Her arrest and imprisonment have received worldwide attention. However, the negotiations between the Iranian and the British governments have not resulted in her release. Iranian authorities granted Nazanin a three-day furlough on August 23.
Narges Mohammadi is an Iranian human rights activist and the vice-president of the Defenders of Human Rights Center. In May 2016, a Revolutionary Court in Tehran sentenced Mrs. Mohammadi to 16 years in prison for unspecified political crimes.
According to Mr. Ratcliffe, on January 13, his wife and Mrs. Mohammadi received verbal assurances from Abbas Khani, the head of Evin Prison clinic, that they would receive medical treatment. “He would, however. not put this in writing,” Mr. Ratcliffe noted.
Mr. Ratcliffe said two interrogators from the Islamic Revolutionary Guards Corps (IRGC) visited Nazanin at the Evin prison on December 29, the 1,000th day of her incarceration. They tried to pressure her into agreeing to a three-day leave which she refused. Mr. Ratcliffe explained that Nazanin would agree to an extended leave, and only if the authorities put that in writing, because she believes that short-term visits have adverse psychological effects on her four-year-old daughter Gabriella.
At the meeting, IRGC interrogators tried to pressure Nazanin into working for the Iranian intelligence services upon returning to the UK and to spy on various organizations including Small Media, a London-based research lab and information design studio that specializes in projects supporting human rights. The Organization has published many reports on children’s rights, environmental issues, and censorship in Iran.
British Foreign Secretary Jeremy Hunt summoned the Iranian ambassador to the U.K. Hamid Badienejad on January 14, demanding that Nazanin receive proper medical treatment. Mr. Hunt accused Iran of violating her fundamental human rights. “Good to meet Nazanin’s inspirational husband Richard Ratcliffe earlier. We will not rest until she is home. #FreeNazanin,” Mr. Hunt wrote on his personal Twitter account.
Mr. Badienejad said Hunt’s intervention in the internal affairs of Iran would not help Zaghari-Ratcliffe, but rather would increase the hostility of the Iranian people towards the UK. “As with all inmates at the Evin Prison, Mrs. Zaghari will receive proper medical treatment and care,” Badienejad told the Islamic Republic News Agency (ISNA).
Nazanin has been arraigned twice in court without having the charges explained to her. The Iranian authorities, however, continue to refer to her as a spy.
Shirin Ebadi said: “A spy is, by definition, a person who covertly collects state secrets and passes it on to another government. It is mostly senior government officials who are privy to sensitive security information who commit espionage. Nazanin has never worked for the Islamic Republic of Iran. She has never lived in Iran, and, therefore, could not have access to sensitive state secrets.”

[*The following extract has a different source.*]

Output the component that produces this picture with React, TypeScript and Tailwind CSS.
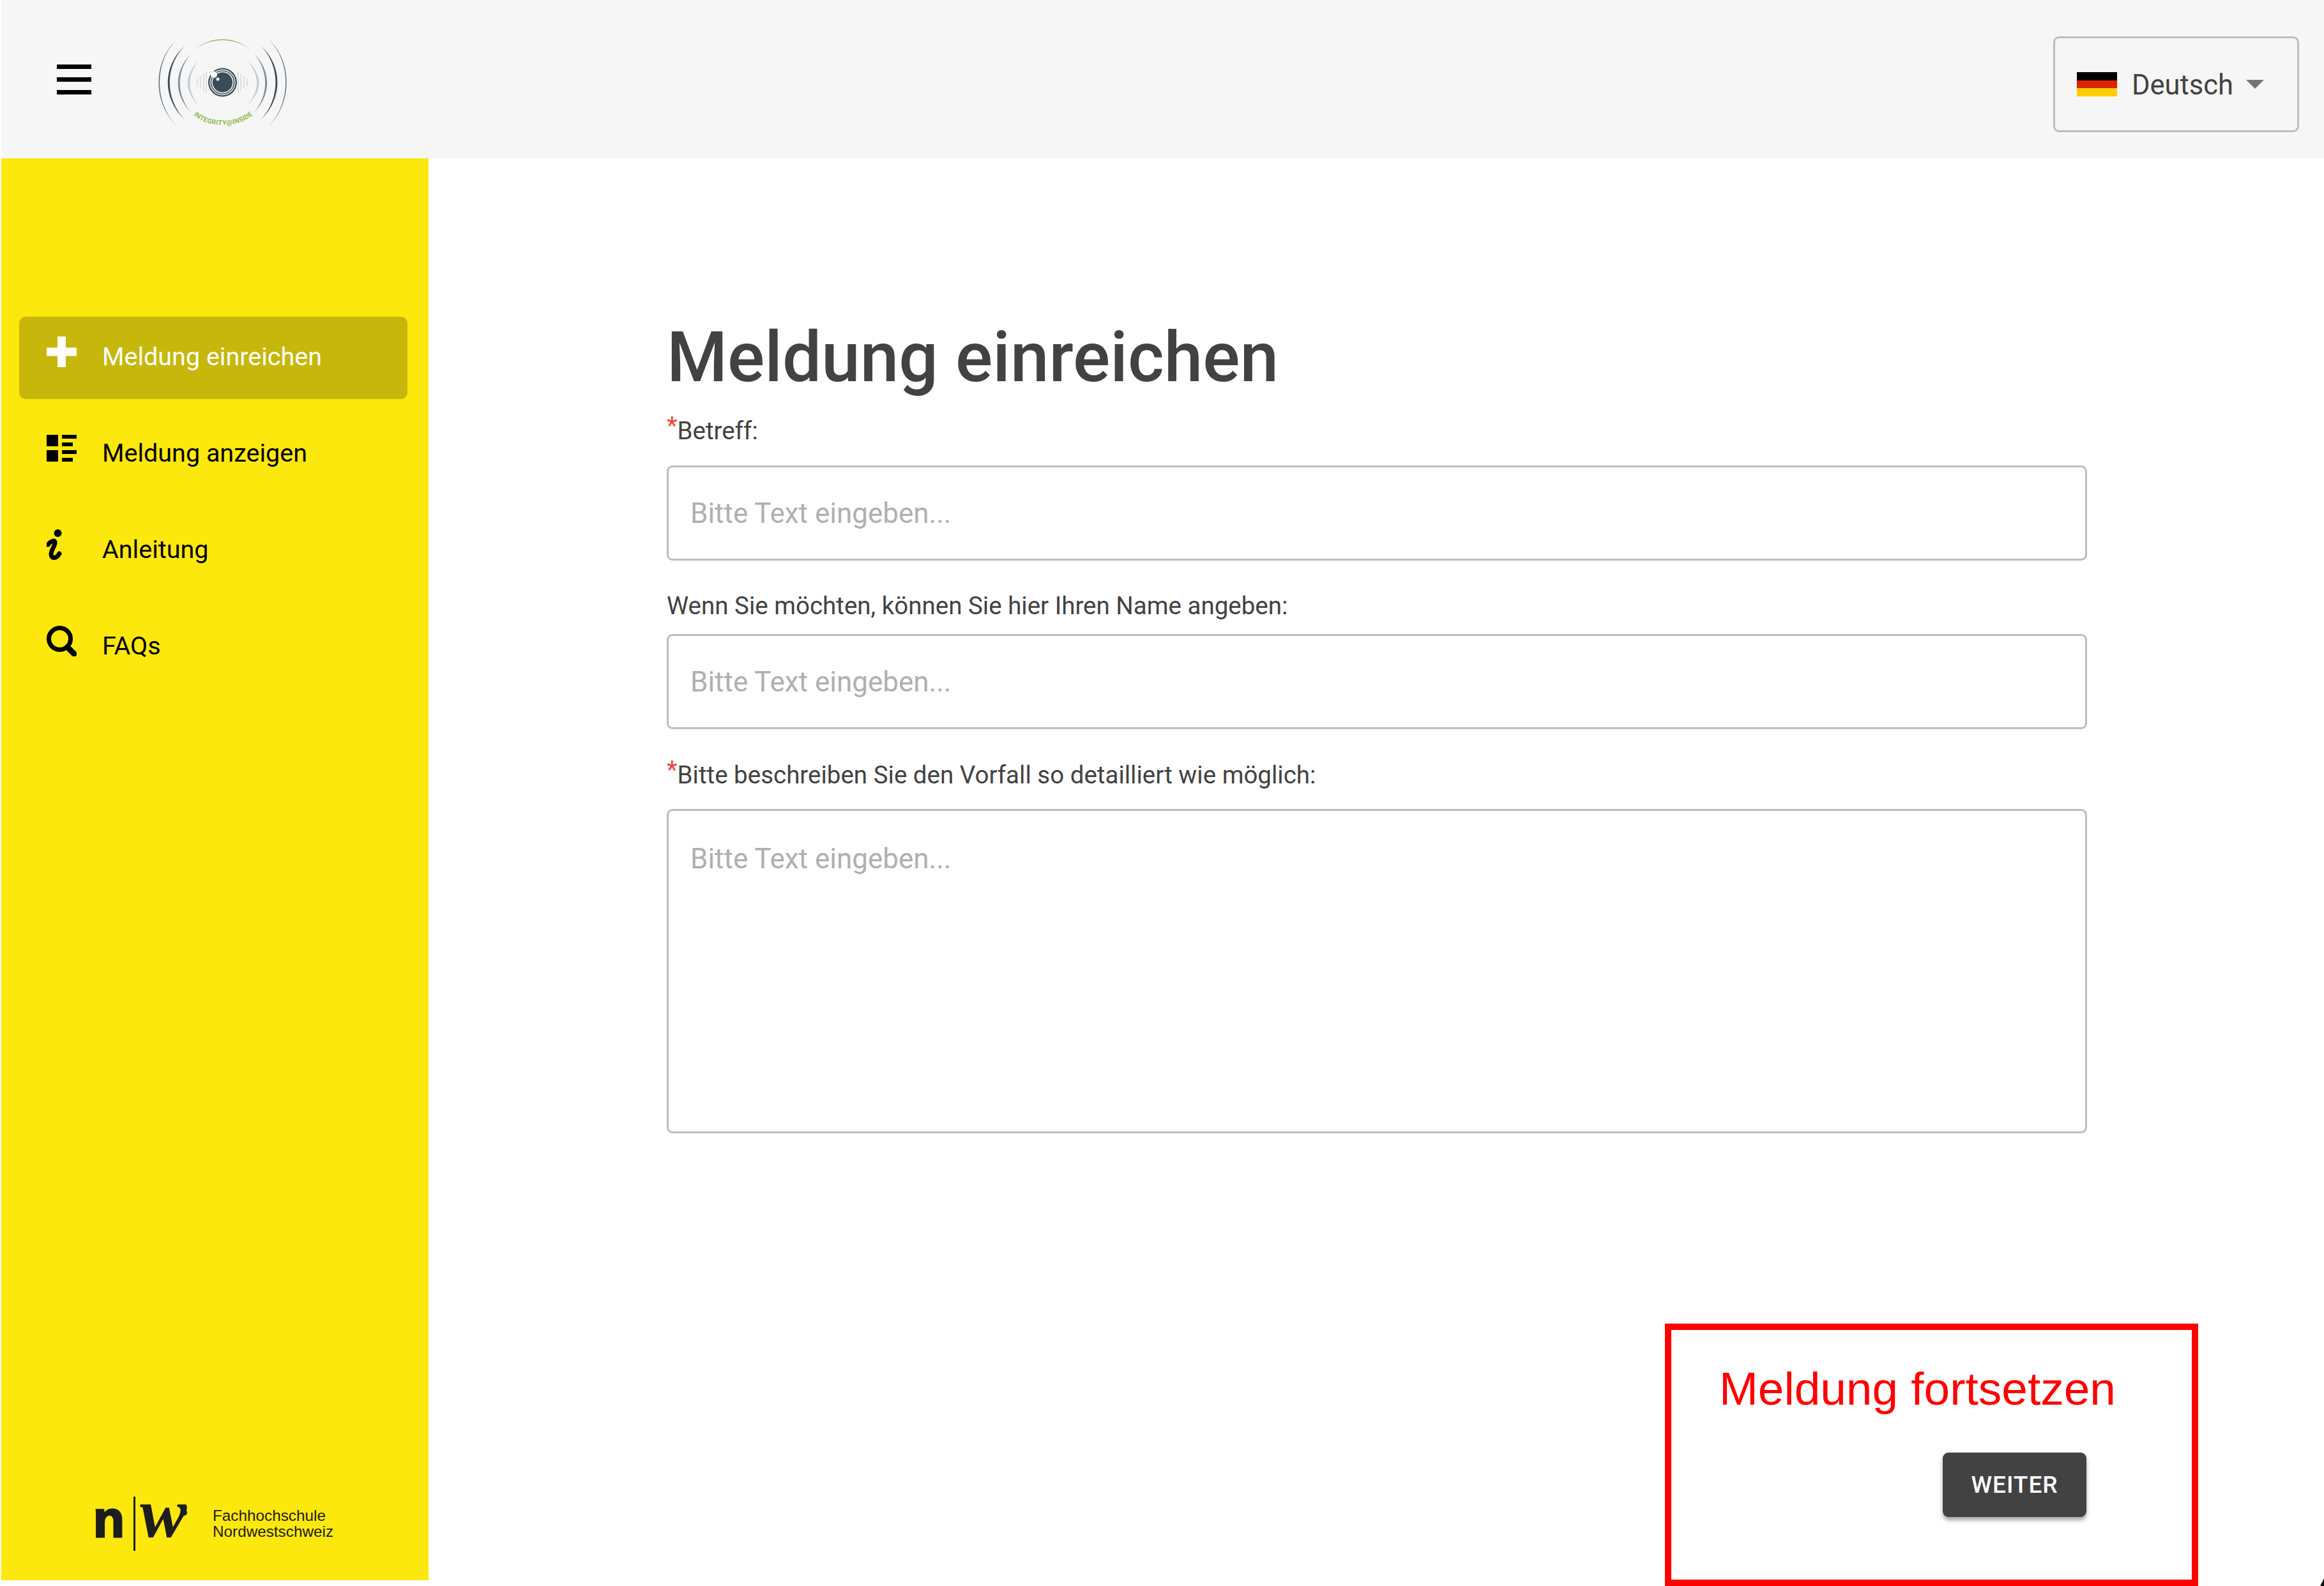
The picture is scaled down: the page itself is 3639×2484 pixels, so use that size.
const labelClass = 'text-[38.5px] leading-[44px] text-[#424242]';
const inputClass =
  "w-full rounded-[9px] border-[3px] border-[#bdbdbd] bg-white px-[34px] text-[44px] text-[#424242] placeholder:text-[#b0b0b0] focus:outline-none";

function Logo() {
  return (
    <svg width="240" height="180" viewBox="0 0 240 180" fill="none">
      {/* sound arcs, drawn as thin crescents so the ends fade out */}
      <path d="M47 28 C9 62 9 128 47 163 C11 128 11 62 47 28Z" fill="#5e6f79" />
      <path d="M191 28 C228 62 228 128 191 163 C226 128 226 62 191 28Z" fill="#5e6f79" />
      <path d="M59 38 C24 70 24 120 59 153 C28 120 28 70 59 38Z" fill="#3a4c57" />
      <path d="M179 38 C213 70 213 120 179 153 C209 120 209 70 179 38Z" fill="#3a4c57" />
      <path d="M69 50 C42 78 42 114 69 142 C46 114 46 78 69 50Z" fill="#7f8e97" />
      <path d="M168 50 C195 78 195 114 168 142 C191 114 191 78 168 50Z" fill="#7f8e97" />
      <path d="M81 61 C58 84 58 108 81 131 C63 108 63 84 81 61Z" fill="#c5cfd6" />
      <path d="M157 61 C182 84 182 108 157 131 C177 108 177 84 157 61Z" fill="#c5cfd6" />
      <path d="M74 44 C100 22 137 22 163 44 C137 24 100 24 74 44Z" fill="#8fb84a" />
      <g stroke="#c8d2d8" strokeWidth="1.2">
        <path d="M79 89v12M84 85v20M89 81v28M93 78v34M143 78v34M147 81v28M152 85v20M157 89v12" />
      </g>
      <circle cx="118.500" cy="95" r="22.500" fill="#3a4c57" />
      <circle cx="118.500" cy="95" r="19.500" stroke="#f6f6f6" strokeWidth="1.3" />
      <circle cx="118.500" cy="95" r="16.500" stroke="#f6f6f6" strokeWidth="1.6" />
      <circle cx="105" cy="83" r="5" fill="#ffffff" />
      <circle cx="111" cy="90" r="2.500" fill="#ffffff" />
      <defs>
        <path id="logo-curve" d="M73 146 C95 167 142 167 166 146" />
      </defs>
      <text fill="#8fb84a" fontSize="10.500" fontWeight="700" fontFamily="Roboto, sans-serif">
        <textPath href="#logo-curve" textLength="100" lengthAdjust="spacing">
          INTEGRITY@INSIDE
        </textPath>
      </text>
    </svg>
  );
}

function PlusIcon() {
  return (
    <svg width="47" height="48" viewBox="0 0 47 48" fill="#ffffff">
      <path d="M17 0h13v17.500h17v13H30V48H17V30.500H0v-13h17z" />
    </svg>
  );
}

function ListIcon() {
  return (
    <svg width="47" height="48" viewBox="0 -3 47 48" fill="#000000">
      <path d="M0 0h18v18H0zM0 24h18v18H0zM24 0h23v6H24zM24 12h17v6H24zM24 24h23v6H24zM24 36h17v6H24z" />
    </svg>
  );
}

function InfoIcon() {
  return (
    <svg width="47" height="48" viewBox="0 0 47 48" fill="none">
      <circle cx="17.500" cy="6" r="6" fill="#000000" />
      <path
        d="M2 24 C6 19 12 16 13 20 C14 25 7 32 7 39 C7 46 15 47 20 38"
        stroke="#000000"
        strokeWidth="7"
        strokeLinecap="round"
      />
    </svg>
  );
}

function SearchIcon() {
  return (
    <svg width="47" height="48" viewBox="0 0 47 48" fill="none" stroke="#000000">
      <circle cx="20.500" cy="20.500" r="17" strokeWidth="7" />
      <path d="M33 34l10 10" strokeWidth="9" strokeLinecap="round" />
    </svg>
  );
}

function FhnwMark() {
  return (
    <svg width="150" height="165" viewBox="0 -35 150 165" fill="#1d1d1b">
      <text
        x="0"
        y="67"
        fontSize="80"
        fontWeight="700"
        fontFamily="Liberation Sans, sans-serif"
        stroke="#1d1d1b"
        strokeWidth="3"
      >
        n
      </text>
      <path d="M63 4h3v85h-3z" />
      <text
        x="73"
        y="67"
        fontSize="110"
        fontWeight="700"
        fontStyle="italic"
        fontFamily="Liberation Serif, serif"
      >
        w
      </text>
      <circle cx="142" cy="29" r="5" />
    </svg>
  );
}

const navItems = [
  { label: 'Meldung einreichen', icon: <PlusIcon />, active: true },
  { label: 'Meldung anzeigen', icon: <ListIcon />, active: false },
  { label: 'Anleitung', icon: <InfoIcon />, active: false },
  { label: 'FAQs', icon: <SearchIcon />, active: false },
];

function Field({
  label,
  required,
  className,
}: {
  label: string;
  required?: boolean;
  className: string;
}) {
  return (
    <div className={className}>
      <label className={`block ${labelClass}`}>
        {required && <span className="relative top-[-8px] text-[#f44336]">*</span>}
        {label}
      </label>
    </div>
  );
}

export default function App() {
  return (
    <div className="relative flex h-[2484px] w-[3639px] flex-col overflow-hidden bg-white font-['Roboto',sans-serif]">
      <header className="ml-[2px] flex h-[248px] shrink-0 items-center justify-between bg-[#f6f6f6] pr-[39px]">
        <div className="flex items-center">
          <button className="ml-[52px] flex h-[80px] w-[122px] flex-col items-center justify-center gap-[13px] rounded-[10px] bg-[#f7f7f7] pl-[2px]">
            <span className="h-[7px] w-[54px] bg-black" />
            <span className="h-[7px] w-[54px] bg-black" />
            <span className="h-[7px] w-[54px] bg-black" />
          </button>
          <div className="ml-[54px]">
            <Logo />
          </div>
        </div>
        <button className="mt-[16px] flex h-[150px] w-[385px] items-center rounded-[9px] border-[3px] border-[#bdbdbd] pl-[34px]">
          <span className="flex h-[38px] w-[63px] flex-col">
            <span className="flex-1 bg-black" />
            <span className="flex-1 bg-[#dd2200]" />
            <span className="flex-1 bg-[#ffce00]" />
          </span>
          <span className="ml-[23px] mt-[4px] text-[43.5px] text-[#424242]">Deutsch</span>
          <span className="ml-[20px] h-0 w-0 border-x-[14px] border-t-[14px] border-x-transparent border-t-[#757575]" />
        </button>
      </header>

      <div className="flex h-[2227px] shrink-0">
        <aside className="ml-[2px] flex w-[669px] shrink-0 flex-col justify-between bg-[#fce80c] pt-[248px]">
          <nav className="flex flex-col gap-[22px] pl-[28px] pr-[33px]">
            {navItems.map((item) => (
              <div
                key={item.label}
                className={`flex h-[129px] items-center rounded-[10px] pl-[43px] ${
                  item.active ? 'bg-[#c7b70c] text-white' : 'text-black'
                }`}
              >
                <span className="flex w-[87px] shrink-0 -translate-y-[10px]">{item.icon}</span>
                <span className="mb-[4px] text-[39.5px]">{item.label}</span>
              </div>
            ))}
          </nav>
          <div className="mb-[5px] ml-[144px] flex items-center">
            <FhnwMark />
            <div className="mb-[4px] ml-[37px] font-['Liberation_Sans',sans-serif] text-[24.3px] leading-[25px] text-[#1d1d1b]">
              <div>Fachhochschule</div>
              <div>Nordwestschweiz</div>
            </div>
          </div>
        </aside>

        <main className="flex-1 pl-[373px] pr-[371px] pt-[247px]">
          <h1 className="text-[108.75px] font-medium leading-[130px] text-[#424242]">Meldung einreichen</h1>
          <Field label="Betreff:" required className="mt-[28px]" />
          <input className={`mt-[32px] h-[149px] ${inputClass}`} placeholder="Bitte Text eingeben..." />
          <Field label="Wenn Sie möchten, können Sie hier Ihren Name angeben:" className="mt-[49px]" />
          <input className={`mt-[22px] h-[149px] ${inputClass}`} placeholder="Bitte Text eingeben..." />
          <Field
            label="Bitte beschreiben Sie den Vorfall so detailliert wie möglich:"
            required
            className="mt-[50px]"
          />
          <textarea
            className={`mt-[31px] block h-[508px] resize-none py-[42px] ${inputClass}`}
            placeholder="Bitte Text eingeben..."
          />
        </main>
      </div>

      <div className="absolute bottom-0 left-[2607px] h-[411px] w-[835px] border-[10px] border-[#ff0000] bg-white pl-[75px] pt-[47px]">
        <p className="font-['Liberation_Sans',sans-serif] text-[73px] leading-[90px] text-[#ff0000]">
          Meldung fortsetzen
        </p>
        <button className="ml-[350px] mt-[55px] h-[101px] w-[225px] rounded-[9px] bg-[#424242] text-[37px] font-medium tracking-[1px] text-white shadow-[0_5px_6px_rgba(0,0,0,0.35)]">
          WEITER
        </button>
      </div>

      {/* stray corner of the next screenshot, bottom right */}
      <svg className="absolute bottom-0 right-0" width="6" height="12" viewBox="0 0 6 12" fill="#111111">
        <path d="M6 0v12H0z" />
      </svg>
    </div>
  );
}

Mrs. Ebadi added: “Unfortunately, many men and women in Iranian prisons suffer from serious health issues. Prison authorities do not provide medical treatment to many of the political prisoners who are in poor health. The Iranian regime has carefully planned the gradual and silent death of political and ideological prisoners. A sick inmate who does not receive medical treatment dies. We have known many such deaths in Iranian prisons. A political prisoner who had been gravely ill for a long time died earlier this month after the authorities refused to provide them with medical treatment.”
Mrs. Ebadi noted: “The Islamic Republic is not unlike those pirates on the high seas who kidnap people for ransom. The Iranian regime holds dual nationals hostage to extort money from the West. Iran must not use Nazanin as a beginning chip to settle its financial dispute with the UK.”